I close my remarks by noting that, yes, I have been thinking about the strength of graphene and its possibilities, since about 1992 because I foresaw then that it might eventually be made in very large scale. (Thank you for asking. This article may be of further interest: Ruoff, Rodney S. Personal perspectives on graphene: New graphene-related materials on the horizon. MRS Bulletin (December 2012 special issue: Graphene: Fundamentals and Functionalities), 37, 1314-1318). My team published several papers in 1999 oriented towards this question of the ultimate strength of graphene. And with the large area growth of graphene by CVD on copper foils that we and others have contributed to, if such samples have relatively complete bonding at the grain boundaries (no “holes” in the material!) and large crystal size to minimize the number of grain boundaries, then graphene should find use in many structural applications, with aerospace immediately coming to mind, but in many others as well (of course based on availability and cost).

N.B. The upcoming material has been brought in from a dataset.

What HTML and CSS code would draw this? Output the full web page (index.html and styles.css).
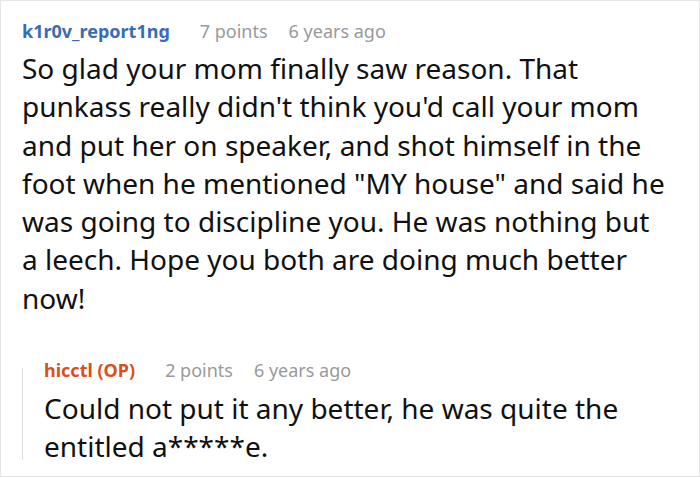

Indeed, at this juncture of graphene R&D, I suggest that it is now VERY timely for creative people to be thinking about “What kind of applications benefit from a strength that may be in the range of, say, 10 to 100 GPa, and keeping in mind that at a stress of 100 GPa the material is elongated about 10% and where the material is of low density (graphene: about 2g/cc)”.

3.  Johnny Giddings said on Nov. 22, 2013

My name is Johnny Giddings, I am a 13 year old homeschool student who is involved in 2 STEM competitions. Both competitions encourage the use of futuristic materials. I have strongly suggested the use of graphene. I found lots of data on the internet, but am unable to find answers to these questions: What is pure graphene's weight per cubic inch, and what is graphene's electrical conductivity. In my research I found that you're one of the leading scientists studying graphene and am hoping you can help me out with this information. Thank you for you time.